The right hemisphere sees the whole, before whatever it is gets broken up into parts in our attempt to ‘know’ it. Its holistic processing of visual form is not based on summation of parts. On the other hand, the left hemisphere sees part-objects. The best known example of this process of Gestalt perception is the way in which the Dalmatian dog, sniffing the ground in the shade of a tree, suddenly emerges from this mass of dots and splashes. The process is not a gradual putting together of bits of information, but an ‘aha!’ phenomenon – it comes all at once. (10)

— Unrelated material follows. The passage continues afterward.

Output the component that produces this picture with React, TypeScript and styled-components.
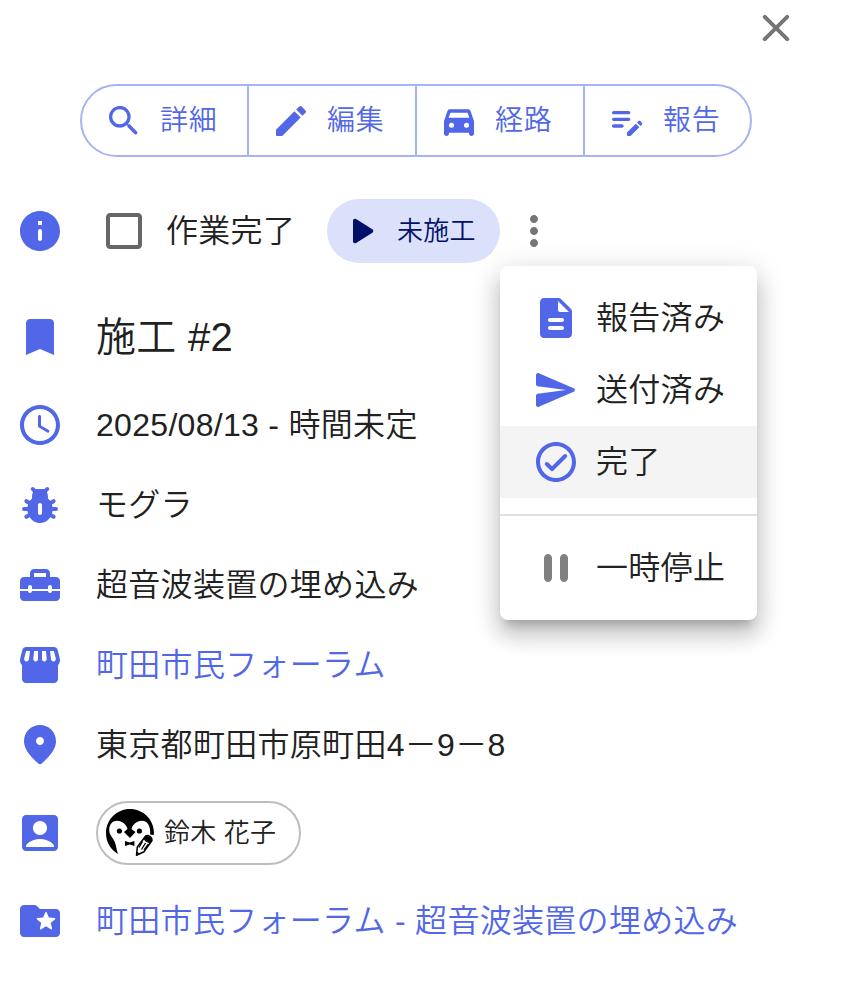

Here, McGilchrist Gestalt perception is very much like insight, which for Lonergan is “neither an actually given datum of sense nor a creation of the imagination but an intelligible organization that may or may not be relevant to data” (11). But beyond that exciting connection, and more to the point, we see the whole of our experience before we see the parts of it, generally speaking.
I’ll leave this here.
Notes:
(1) McGilchrist, p. 38.
(2) ibid., p.38.
(3) ibid., p.6.
(4) McGilchrist, p. 39.
(5) ibid., p. 40.
(6) ibid., p. 40.
(7) ibid., p. 40-1.
(8) ibid., p. 43.
(9) ibid., p. 44.
(10) ibid., p. 46-7.
(11) Bernard Longeran, Method in Theology, 10.